Plasmonically mediated dissipation: Collective dissipation via surface plasmons in nanostructured metallic channels or wires induces entanglement and can yield steady-state concurrence $C_\infty \sim 0.2$ –$0.3$ for optimal drive and geometry (high $\beta$ -factor, suitable spatial separation).
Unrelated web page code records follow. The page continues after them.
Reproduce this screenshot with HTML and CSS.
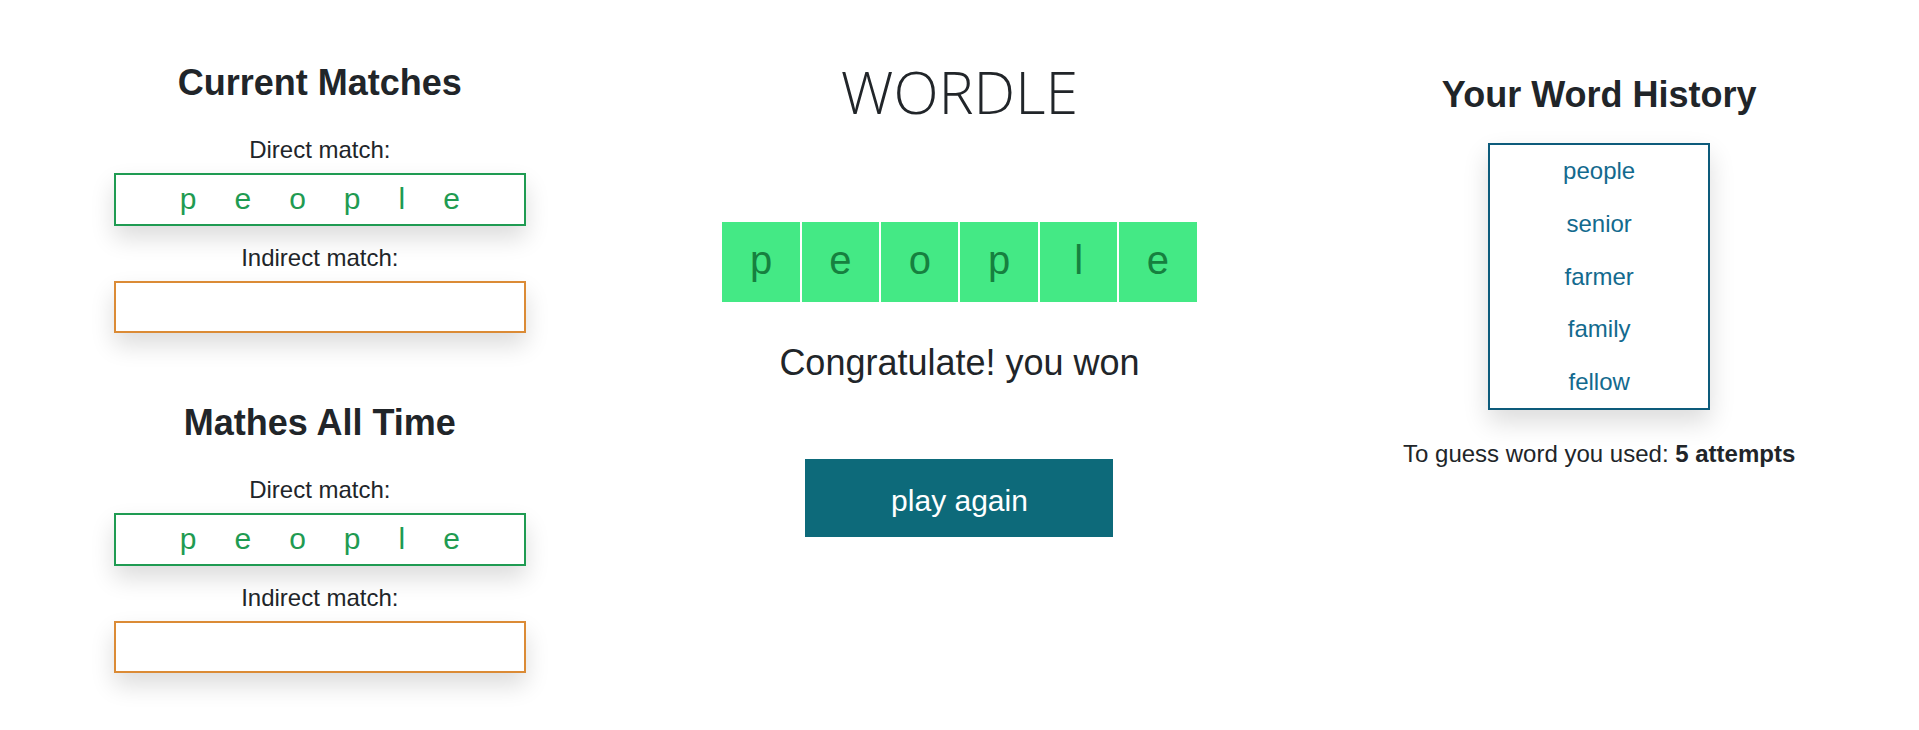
FILE: index.html
```html
<!DOCTYPE html>
<html lang="en">
<head>
<meta charset="utf-8">
<title>Wordle</title>
<link rel="stylesheet" href="styles.css">
</head>
<body>
<div class="page">
  <section class="col col-left">
    <div class="match-group">
      <h4 class="col-title">Current Matches</h4>
      <div class="label">Direct match:</div>
      <div class="match-box direct"><span>p</span><span>e</span><span>o</span><span>p</span><span>l</span><span>e</span></div>
      <div class="label">Indirect match:</div>
      <div class="match-box indirect"></div>
    </div>
    <div class="match-group second">
      <h4 class="col-title">Mathes All Time</h4>
      <div class="label">Direct match:</div>
      <div class="match-box direct"><span>p</span><span>e</span><span>o</span><span>p</span><span>l</span><span>e</span></div>
      <div class="label">Indirect match:</div>
      <div class="match-box indirect"></div>
    </div>
  </section>

  <section class="col col-mid">
    <h1 class="logo">WORDLE</h1>
    <div class="tiles">
      <div class="tile">p</div><div class="tile">e</div><div class="tile">o</div><div class="tile">p</div><div class="tile">l</div><div class="tile">e</div>
    </div>
    <p class="result">Congratulate! you won</p>
    <button class="play-btn">play again</button>
  </section>

  <section class="col col-right">
    <h4 class="col-title history-title">Your Word History</h4>
    <ul class="history">
      <li>people</li>
      <li>senior</li>
      <li>farmer</li>
      <li>family</li>
      <li>fellow</li>
    </ul>
    <p class="attempts">To guess word you used: <b>5 attempts</b></p>
  </section>
</div>
</body>
</html>
```

FILE: styles.css
```css
html, body {
  margin: 0;
  padding: 0;
  background: #ffffff;
}

body {
  font-family: "Liberation Sans", Arial, sans-serif;
  font-size: 24px;
  line-height: 1.5;
  color: #212529;
}

.page {
  display: grid;
  grid-template-columns: 1fr 1fr 1fr;
  width: 1919px;
  padding-bottom: 40px;
}

.col {
  display: flex;
  flex-direction: column;
  align-items: center;
}

.col-title {
  margin: 0;
  font-size: 36px;
  font-weight: 700;
  line-height: 1.2;
}

/* left column */
.col-left {
  padding-top: 61px;
}

.match-group {
  display: flex;
  flex-direction: column;
  align-items: center;
  width: 412px;
}

.match-group.second {
  margin-top: 54px;
}

.match-group .col-title {
  margin-bottom: 28px;
}

.label {
  margin-bottom: 5px;
}

.match-box {
  box-sizing: border-box;
  width: 412px;
  height: 53px;
  background: #fff;
  box-shadow: 0 12px 24px rgba(0, 0, 0, 0.14);
  display: flex;
  justify-content: center;
  margin-bottom: 14px;
}

.match-box.direct {
  border: 2px solid #1f9b52;
  color: #1f9b52;
  font-size: 30px;
  line-height: 47px;
}

.match-box.direct span {
  margin: 0 19px;
}

.match-box.indirect {
  border: 2px solid #db8b36;
  height: 52px;
}

/* middle column */
.col-mid {
  padding-top: 56px;
}

.logo {
  margin: 0;
  font-family: "Open Sans", "Liberation Sans", sans-serif;
  font-weight: 300;
  font-size: 59px;
  line-height: 1.2;
  color: #212529;
}

.tiles {
  display: flex;
  margin-top: 94px;
}

.tile {
  box-sizing: border-box;
  width: 79.4px;
  height: 82px;
  border: 1px solid #ffffff;
  background: #44e985;
  color: #16803f;
  font-size: 40px;
  line-height: 76px;
  text-align: center;
}

.result {
  margin: 33px 0 0;
  font-size: 36px;
  line-height: 54px;
}

.play-btn {
  margin-top: 69px;
  width: 308px;
  height: 78px;
  border: none;
  border-radius: 0;
  background: #0d6a7a;
  color: #ffffff;
  font-family: "Liberation Sans", Arial, sans-serif;
  font-size: 30px;
  line-height: 45px;
  padding: 6px 0 0;
}

/* right column */
.col-right {
  padding-top: 73px;
}

.history-title {
  margin-bottom: 27px;
}

.history {
  box-sizing: border-box;
  list-style: none;
  margin: 0;
  padding: 0;
  width: 222px;
  height: 267px;
  border: 2px solid #0d5b7b;
  box-shadow: 0 12px 24px rgba(0, 0, 0, 0.14);
  color: #136a8e;
  text-align: center;
}

.history li {
  padding: 8.3px 0;
  line-height: 36px;
}

.attempts {
  margin: 26px 0 0;
}

.attempts b {
  font-weight: 700;
}
```
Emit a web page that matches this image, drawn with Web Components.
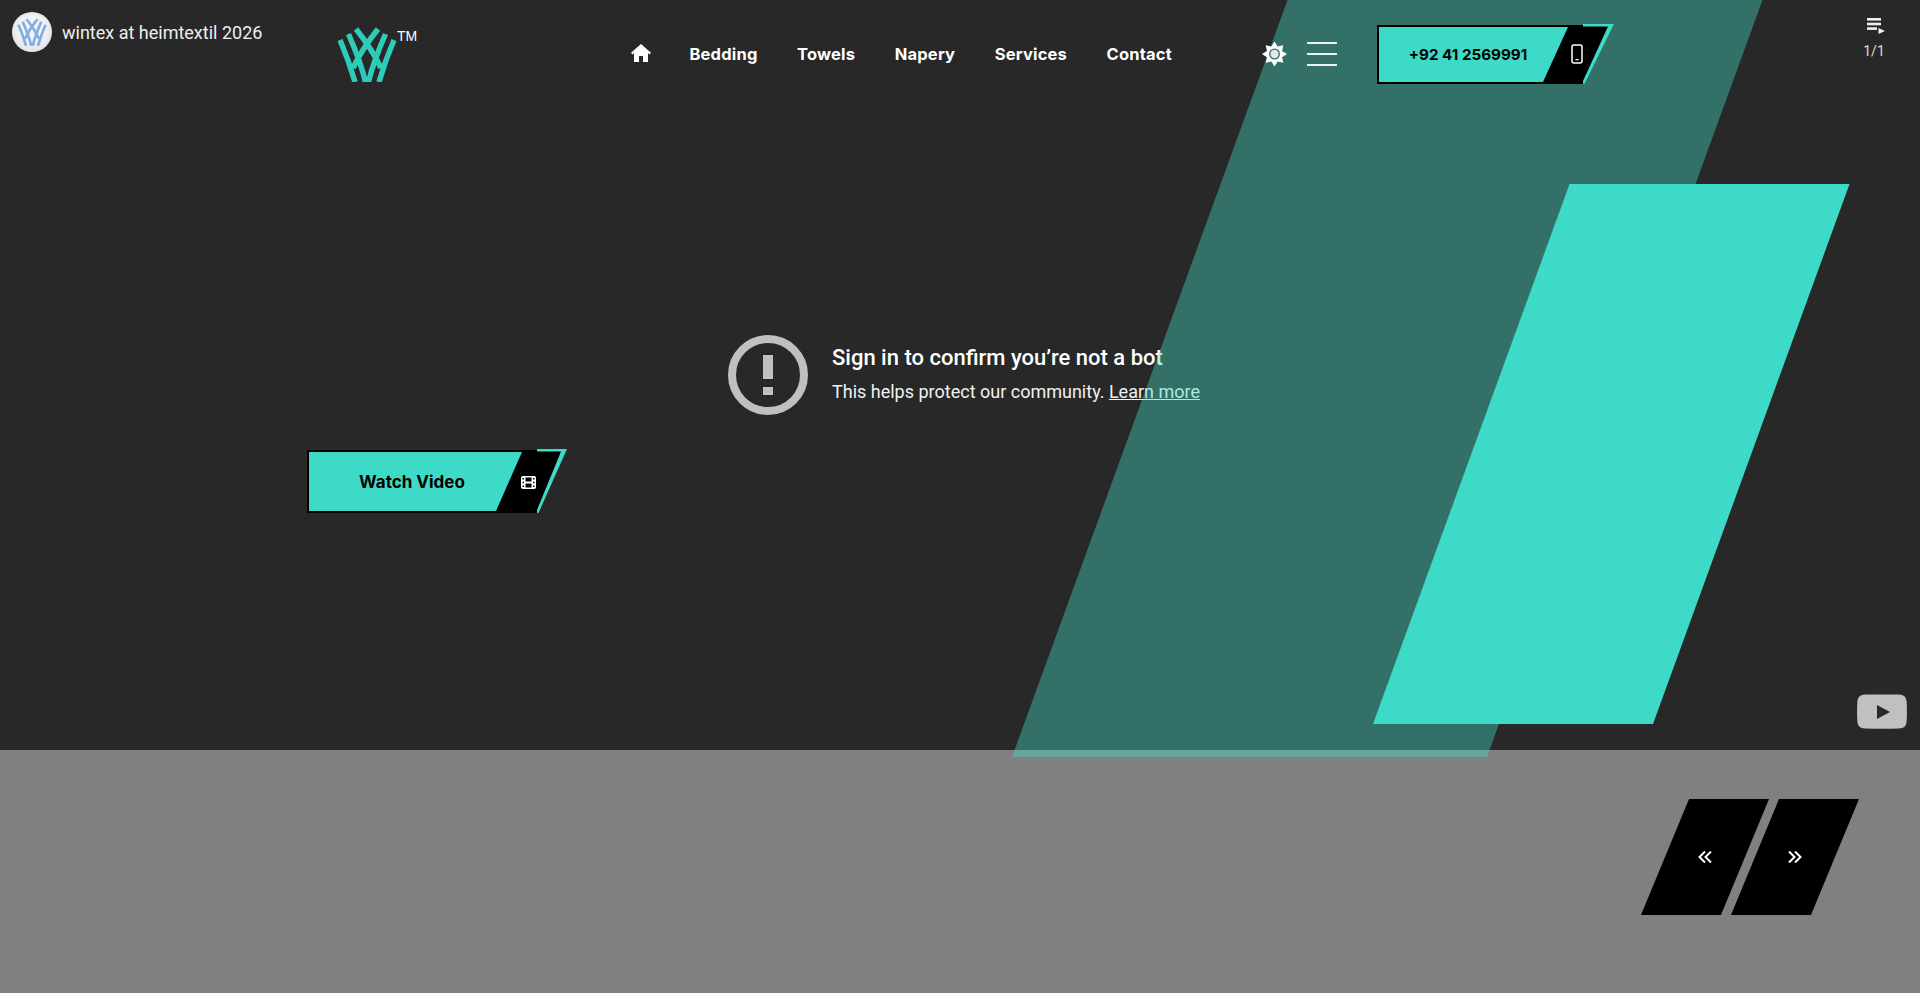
<!DOCTYPE html>
<html lang="en">
<head>
<meta charset="utf-8">
<title>Wintex</title>
<style>
  html, body { margin: 0; padding: 0; background: #808080; }
  body { font-family: "Inter", "Liberation Sans", sans-serif; }
</style>
</head>
<body>
<wintex-page></wintex-page>
<script>
// logo mark, colour comes in through --mark
const markTemplate = document.createElement('template');
markTemplate.innerHTML = `
  <style>
    :host { display: block; flex: none; width: 60px; height: 55px; }
    svg { display: block; width: 100%; height: 100%; }
    path { fill: none; stroke: var(--mark, #2ecbb8); stroke-width: 5.5; }
  </style>
  <svg viewBox="0 0 60 55">
    <path d="M3 13 C9 27 14 41 18 55"/>
    <path d="M57 13 C51 27 46 41 42 55"/>
    <path d="M11.5 7 C18 22 25 40 28.5 55"/>
    <path d="M48.5 7 C42 22 35 40 31.5 55"/>
    <path d="M19 2 C27 12 37 26 44 41"/>
    <path d="M41 2 C33 12 23 26 16 41"/>
  </svg>
`;
class WintexMark extends HTMLElement {
  constructor() {
    super();
    this.attachShadow({ mode: 'open' }).appendChild(markTemplate.content.cloneNode(true));
  }
}
customElements.define('wintex-mark', WintexMark);

// youtube error layer that sits under everything in the hero
const embedTemplate = document.createElement('template');
embedTemplate.innerHTML = `
  <style>
    :host {
      position: absolute; inset: 0;
      display: block;
      font-family: "Roboto", "Liberation Sans", sans-serif;
      color: #fff;
    }
    .top { display: flex; align-items: flex-start; padding: 12px 0 0 12px; }
    .avatar {
      width: 40px; height: 40px; border-radius: 50%;
      background: radial-gradient(circle at 50% 45%, #f2f4f7 40%, #d4d6d9 100%);
      overflow: hidden;
      display: flex; align-items: center; justify-content: center;
      --mark: #84ade2;
    }
    .avatar wintex-mark { width: 30px; height: 28px; }
    .title { margin: 10px 0 0 10px; font-size: 18px; line-height: 22px; color: #eee; }
    .count {
      position: absolute; top: 17px; right: 34px; width: 24px;
      display: flex; flex-direction: column; align-items: center; gap: 9px;
      font-size: 14px; line-height: 16px; color: #ddd;
    }
    .count svg { display: block; margin-left: 4px; }
    .error {
      position: absolute; left: 728px; top: 335px;
      display: flex; align-items: center; gap: 24px;
    }
    .error h2 { margin: 0; font-size: 22px; line-height: 30px; font-weight: 500; }
    .error p { margin: 6px 0 2px; font-size: 18px; line-height: 26px; color: #f1f1f1; }
    .error a { color: inherit; text-decoration: underline; }
    .yt { position: absolute; left: 1857px; top: 694px; display: block; }
  </style>
  <div class="top">
    <div class="avatar"><wintex-mark></wintex-mark></div>
    <div class="title">wintex at heimtextil 2026</div>
  </div>
  <div class="count">
    <svg width="18" height="17" viewBox="0 0 18 17" fill="#eee">
      <rect x="0" y="1" width="14" height="2.6"/>
      <rect x="0" y="5.7" width="14" height="2.6"/>
      <rect x="0" y="10.3" width="10" height="2.6"/>
      <path d="M11.5 11 L18 14 L11.5 17 Z"/>
    </svg>
    <span>1/1</span>
  </div>
  <div class="error">
    <svg width="80" height="80" viewBox="0 0 80 80">
      <circle cx="40" cy="40" r="36" fill="none" stroke="#c0c0c0" stroke-width="8"/>
      <rect x="35" y="20" width="10" height="24" fill="#c0c0c0"/>
      <rect x="35" y="52" width="10" height="8" fill="#c0c0c0"/>
    </svg>
    <div>
      <h2>Sign in to confirm you’re not a bot</h2>
      <p>This helps protect our community. <a href="#">Learn more</a></p>
    </div>
  </div>
  <svg class="yt" width="50" height="35" viewBox="0 0 50 35">
    <path d="M8 0.5 H42 Q49 0.5 49.6 7 Q50.2 17.5 49.6 28 Q49 34.5 42 34.5 Q25 35.2 8 34.5 Q1 34.5 0.4 28 Q-0.2 17.5 0.4 7 Q1 0.5 8 0.5 Z" fill="#c0c0c0"/>
    <path d="M20 11 L33 18 L20 25 Z" fill="#282828"/>
  </svg>
`;
class YtEmbed extends HTMLElement {
  constructor() {
    super();
    this.attachShadow({ mode: 'open' }).appendChild(embedTemplate.content.cloneNode(true));
  }
}
customElements.define('yt-embed', YtEmbed);

// skewed panel, placed free on the hero
const panelTemplate = document.createElement('template');
panelTemplate.innerHTML = `
  <style>
    :host {
      position: absolute;
      display: block;
      transform: skewX(-20deg);
      transform-origin: 0 100%;
      background: var(--panel, #3ddbc7);
    }
  </style>
`;
class SlantPanel extends HTMLElement {
  constructor() {
    super();
    this.attachShadow({ mode: 'open' }).appendChild(panelTemplate.content.cloneNode(true));
  }
}
customElements.define('slant-panel', SlantPanel);

// cta with the black tail and turquoise corner
const buttonTemplate = document.createElement('template');
buttonTemplate.innerHTML = `
  <style>
    :host { display: block; position: relative; width: var(--w); height: var(--h); color: #000; }
    svg.bg { position: absolute; inset: 0; width: 100%; height: 100%; }
    .label {
      position: absolute; top: var(--label-top, 0); bottom: 0; left: 0; width: var(--label-w);
      display: flex; align-items: center; justify-content: center;
      font-weight: 700; font-size: var(--fs);
      letter-spacing: var(--ls, 0);
    }
    .icon { position: absolute; left: var(--icon-x); top: var(--icon-y); display: block; line-height: 0; }
  </style>
  <svg class="bg" preserveAspectRatio="none"></svg>
  <div class="label"><slot></slot></div>
  <div class="icon"><slot name="icon"></slot></div>
`;
class SlantButton extends HTMLElement {
  constructor() {
    super();
    this.attachShadow({ mode: 'open' }).appendChild(buttonTemplate.content.cloneNode(true));
  }

  connectedCallback() {
    const w = +this.getAttribute('w');
    const h = +this.getAttribute('h');
    const tail = +this.getAttribute('tail'); // where the black box ends
    const top = +this.getAttribute('fill-top');
    const bottom = +this.getAttribute('fill-bottom');
    const edge = +this.getAttribute('edge') || 2;
    const svg = this.shadowRoot.querySelector('svg.bg');
    svg.setAttribute('viewBox', `0 0 ${w} ${h}`);
    svg.innerHTML = `
      <polygon fill="#3ddbc7" points="${tail},0 ${w},0 ${tail + 1.5},${h} ${tail},${h}"/>
      <polygon fill="#000" points="0,1 ${tail},1 ${tail},2.5 ${w - 6},2.5 ${tail},${h - 3} ${tail},${h} 0,${h}"/>
      <polygon fill="#3ddbc7" points="${edge},${edge + 1} ${top},${edge + 1} ${bottom},${h - edge} ${edge},${h - edge}"/>
    `;
  }
}
customElements.define('slant-button', SlantButton);

const headerTemplate = document.createElement('template');
headerTemplate.innerHTML = `
  <style>
    :host {
      display: flex; align-items: center;
      height: 60px;
      padding: 24px 0 0 337px;
      color: #fff;
      font-family: "Inter", "Liberation Sans", sans-serif;
    }
    .brand { display: flex; align-items: flex-start; flex: none; width: 77px; height: 55px; margin-right: 216px; }
    .brand sup { font: 14px/14px "Liberation Sans", sans-serif; margin: 2px 0 0 0; }
    nav {
      display: flex; align-items: center; justify-content: space-between;
      width: 542px; margin-right: 90px;
      font-size: 16.5px; font-weight: 700; letter-spacing: .2px;
    }
    nav svg { display: block; margin: 0 -1px 2px 1px; }
    nav a { color: inherit; text-decoration: none; }
    .sun { display: block; margin-right: 20px; }
    .burger { display: flex; flex-direction: column; gap: 9.5px; width: 30px; margin-right: 40px; }
    .burger i { display: block; height: 1.5px; background: #e8f4f1; }
  </style>
  <div class="brand"><wintex-mark></wintex-mark><sup>TM</sup></div>
  <nav>
    <svg width="20" height="18" viewBox="0 0 20 18" fill="#fff">
      <path d="M10 0 L20 8.8 L18.6 10.4 L17 9 V18 H12 V12 H8 V18 H3 V9 L1.4 10.4 L0 8.8 Z"/>
    </svg>
    <a href="#">Bedding</a>
    <a href="#">Towels</a>
    <a href="#">Napery</a>
    <a href="#">Services</a>
    <a href="#">Contact</a>
  </nav>
  <svg class="sun" width="25" height="26" viewBox="-13 -13 26 26">
    <polygon fill="#fff" points="0,-13 3.25,-7.85 9.2,-9.2 7.85,-3.25 13,0 7.85,3.25 9.2,9.2 3.25,7.85 0,13 -3.25,7.85 -9.2,9.2 -7.85,3.25 -13,0 -7.85,-3.25 -9.2,-9.2 -3.25,-7.85"/>
    <circle r="5" fill="#dfe9e7" stroke="#3c6f68" stroke-width="1.4"/>
  </svg>
  <div class="burger"><i></i><i></i><i></i></div>
  <slot></slot>
`;
class SiteHeader extends HTMLElement {
  constructor() {
    super();
    this.attachShadow({ mode: 'open' }).appendChild(headerTemplate.content.cloneNode(true));
  }
}
customElements.define('site-header', SiteHeader);

// prev / next in the grey strip
const arrowTemplate = document.createElement('template');
arrowTemplate.innerHTML = `
  <style>
    :host {
      display: flex; align-items: center; justify-content: center;
      width: 80px; height: 116px;
      background: #000;
      transform: skewX(-22.5deg);
    }
    svg { display: block; transform: skewX(22.5deg); }
    polyline { fill: none; stroke: #fff; stroke-width: 2; }
  </style>
  <svg width="14" height="12" viewBox="0 0 14 12"></svg>
`;
class ArrowButton extends HTMLElement {
  constructor() {
    super();
    this.attachShadow({ mode: 'open' }).appendChild(arrowTemplate.content.cloneNode(true));
  }

  connectedCallback() {
    const svg = this.shadowRoot.querySelector('svg');
    svg.innerHTML = this.getAttribute('dir') === 'next'
      ? '<polyline points="1,0.5 6.5,6 1,11.5"/><polyline points="7,0.5 12.5,6 7,11.5"/>'
      : '<polyline points="7,0.5 1.5,6 7,11.5"/><polyline points="13,0.5 7.5,6 13,11.5"/>';
  }
}
customElements.define('arrow-button', ArrowButton);

const pageTemplate = document.createElement('template');
pageTemplate.innerHTML = `
  <style>
    :host {
      display: grid; grid-template-rows: 750px 1fr;
      height: 100vh; overflow: hidden;
    }
    .hero { position: relative; background: #282828; z-index: 1; }
    .fade { left: 1012px; top: 0; width: 475px; height: 757px; --panel: rgba(64, 220, 200, .4); }
    .solid { left: 1373px; top: 184px; width: 280px; height: 540px; }
    .content { position: relative; }
    .cta { padding: 365px 0 0 307px; }
    .watch { --w: 260px; --h: 64px; --label-w: 210px; --label-top: 2px; --fs: 17px; --icon-x: 214px; --icon-y: 27px; }
    .phone { --w: 237px; --h: 60px; --label-w: 182px; --fs: 15.2px; --icon-x: 194px; --icon-y: 20px; }
    .strip { display: flex; justify-content: flex-end; gap: 10px; padding: 49px 85px 0 0; }
    svg { display: block; }
  </style>
  <section class="hero">
    <yt-embed></yt-embed>
    <slant-panel class="fade"></slant-panel>
    <slant-panel class="solid"></slant-panel>
    <div class="content">
      <site-header>
        <slant-button class="phone" w="237" h="60" tail="206" fill-top="191" fill-bottom="166" edge="2">
          +92 41 2569991
          <svg slot="icon" width="12" height="20" viewBox="0 0 12 20">
            <rect x="1" y="1" width="10" height="18" rx="2" fill="none" stroke="#fff" stroke-width="1.5"/>
            <rect x="4.5" y="15" width="3" height="1.3" fill="#fff"/>
          </svg>
        </slant-button>
      </site-header>
      <div class="cta">
        <slant-button class="watch" w="260" h="64" tail="230" fill-top="215" fill-bottom="189" edge="2">
          Watch Video
          <svg slot="icon" width="15" height="13" viewBox="0 0 15 13">
            <rect width="15" height="13" rx="2" fill="#fff"/>
            <g fill="#000">
              <rect x="1.5" y="2" width="1.5" height="1.5"/>
              <rect x="1.5" y="5.7" width="1.5" height="1.5"/>
              <rect x="1.5" y="9.5" width="1.5" height="1.5"/>
              <rect x="12" y="2" width="1.5" height="1.5"/>
              <rect x="12" y="5.7" width="1.5" height="1.5"/>
              <rect x="12" y="9.5" width="1.5" height="1.5"/>
              <rect x="4.5" y="1.5" width="6" height="4"/>
              <rect x="4.5" y="7.5" width="6" height="4"/>
            </g>
          </svg>
        </slant-button>
      </div>
    </div>
  </section>
  <section class="strip">
    <arrow-button dir="prev"></arrow-button>
    <arrow-button dir="next"></arrow-button>
  </section>
`;
class WintexPage extends HTMLElement {
  constructor() {
    super();
    this.attachShadow({ mode: 'open' }).appendChild(pageTemplate.content.cloneNode(true));
  }
}
customElements.define('wintex-page', WintexPage);
</script>
</body>
</html>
Entanglement depends primarily on the dissipative (collective decay) part of the plasmonic coupling, with robustness to moderate dephasing and dipole misalignment (Martín-Cano et al., 2011).

7. Mathematical Control, Optimization, and Feedback Theory

Optimal steering, preservation, and stabilization of quantum states under various control settings are addressed via:

Pontryagin Maximum Principle (PMP): Necessary conditions for control protocols that maximize target overlaps (e.g., state fidelity), yielding analytic criteria for when trivial (zero) control is globally optimal, and providing the basis for gradient-projection algorithm design (Morzhin et al., 2023).
Gradient projection algorithms: Efficient numerical schemes (one-step and heavy-ball) evaluate optimal time-dependent profiles for both coherent and incoherent controls, converging to (sub)optimal state-manipulation protocols and saturating analytic spectral bounds where possible (Morzhin et al., 2023).
Markovian universal feedback: Averaged over all initial pure states, universal feedback protocols preserve or enhance entanglement and can stabilize nontrivial steady entangled states—even with minimal system knowledge—by implementation of time-independent local unitary rotations after detected jumps (Rafiee et al., 2017).

These results establish the driven-dissipative two-qubit system as a general paradigm for realization and control of entanglement, non-equilibrium dynamics, and collective quantum phenomena across a range of experimental and theoretical settings (Gallardo et al., 2021, Reiter et al., 2013, Shulga, 2023, Temchenko et al., 2010, Cabot et al., 2019, Ganascini et al., 2 Jun 2025, Rafiee et al., 2017, Morzhin et al., 2023, Militello et al., 2021, Martín-Cano et al., 2011).